Acolher refugiados, afirmar o humanismo, combater a xenofobia

João Oliveira (Membro da Comissão Política)

A discussão pública sobre o acolhimento de imigrantes/refugiados ucranianos transformou-se num espaço em que campeiam concepções e discursos xenófobos, com acusações graves feitas de forma leviana, num tom, em algumas circunstâncias, quase pidesco. E, invariavelmente, com o PCP no centro do alvo…

Portugal tem de rejeitar a suspeita como critério de decisão

Esta discussão arrisca agora transformar-se também numa operação de desresponsabilização do Governo e das entidades sob sua tutela, fazendo da Câmara Municipal de Setúbal o bode expiatório e encontrando na culpabilização do município a manobra de diversão que disfarce as suas próprias responsabilidades.

Há notícias públicas de que várias autarquias de Norte a Sul do País trabalham há largos anos com um conjunto de associações de cidadãos do leste europeu (russos, ucranianos e moldavos), designadamente Gondomar, Aveiro, Setúbal, Portimão e Albufeira. Mesmo que durante anos o acolhimento e integração de imigrantes e refugiados tenha sido realizado com sucesso em articulação com essas associações, parte-se agora da suspeita de que se trata de organizações ao serviço do presidente russo. A presidente da Câmara de Portimão (PS) elogia a eficácia do trabalho realizado e diz que mantém a confiança até provas em contrário, mas o presidente da Câmara de Setúbal (CDU) é crucificado em praça pública com as mais abjectas acusações e suspeições.

Além de trabalharem em articulação com várias autarquias, aquelas associações ou os seus dirigentes trabalharam com várias estruturas sob tutela do Governo, do SEF ao Alto Comissariado para as Migrações, do IEFP à Segurança Social e até mesmo alguns tribunais recorreram à sua colaboração. Com ou sem protocolos firmados, com ou sem serviços remunerados, aquela articulação com estruturas sob tutela do Governo existiu durante anos. Mas só em Setúbal parece que constitui um problema e é motivo de suspeição.

Critérios próprios

Outros desenvolvimentos mais recentes nesta discussão parecem apontar para um patamar de ainda maior gravidade, na medida em que algumas decisões do Estado português parecem ser agora determinadas por critérios de entidades que lhe são alheias.

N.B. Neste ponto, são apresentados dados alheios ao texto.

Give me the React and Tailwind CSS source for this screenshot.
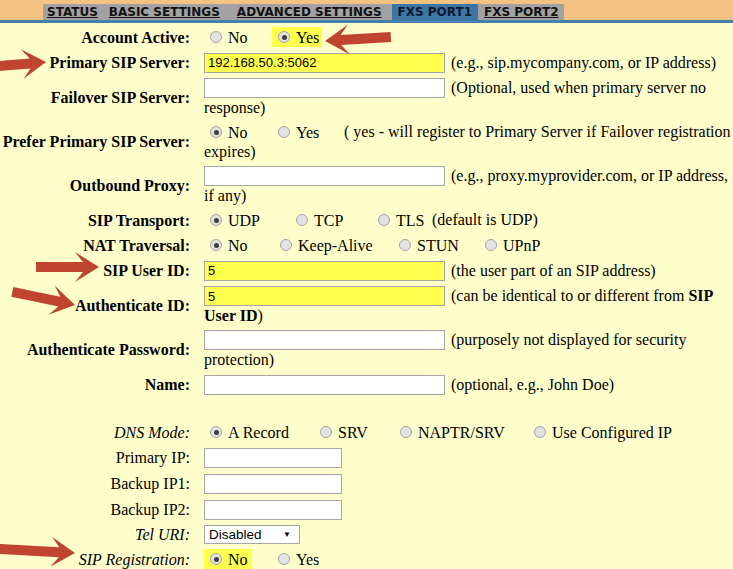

Durante anos, o Alto Comissariado não deu sequência às queixas contra associações que integravam cidadãos ucranianos e russos porque considerou que não havia provas que as sustentassem. Mas ficámos a saber que recentemente decidiu retirar estas associações das suas listas de interlocutores, apontando em alternativa associações indicadas pela Embaixada da Ucrânia.

Não sendo dada informação sobre provas que entretanto tenham surgido a confirmar as queixas que antes foram consideradas infundadas, ficamos sem saber qual foi o critério para a decisão agora tomada. Mas ficámos a saber que essa decisão deixou de ter em consideração os critérios do Estado português, designadamente a lei nacional, e passou a ser determinada pelos critérios do poder ucraniano.

Assegurar o carácter humanista

Entretanto, a Câmara de Lisboa, apenas com os votos contra do PCP, decidiu desconsiderar as estruturas já existentes das próprias autarquias e da rede social local e entregar a responsabilidade dos apoios financeiros e de integração local a uma das associações indicadas pela Embaixada ucraniana, associação cuja intervenção pública tem ficado marcada por declarações dos seus dirigentes que constituem condenáveis ataques a princípios elementares do nosso regime democrático, manifestando um desrespeito pelos valores da democracia e da liberdade.

Vale a pena perguntar, como já foi perguntado na Câmara de Lisboa e na Assembleia da República, se o Alto Comissariado e a Câmara de Lisboa assumem a responsabilidade plena pelas consequências dessas decisões. Se estão conscientes, nomeadamente, dos riscos que essas decisões podem implicar para cidadãos que tenham saído da Ucrânia para fugir à guerra ou às perseguições e, chegados a Portugal, tenham de se identificar perante associações indicadas pela Embaixada ucraniana para poderem obter apoio, podendo ser imediatamente responsabilizados por serem desertores ou refratários ou sujeitos à perseguição a que procuravam escapar.

Portugal não pode importar o ambiente de um país onde a guerra, as perseguições políticas, étnicas ou culturais, a proibição de partidos ou o silenciamento de opositores são as determinantes da acção política do poder contra o seu próprio povo.

Portugal tem de rejeitar a suspeita como critério da decisão política, combater o discurso xenófobo que hoje estigmatiza uns e amanhã acaba a estigmatizar quase todos e assegurar o caráter humanista do acolhimento e integração de migrantes e refugiados.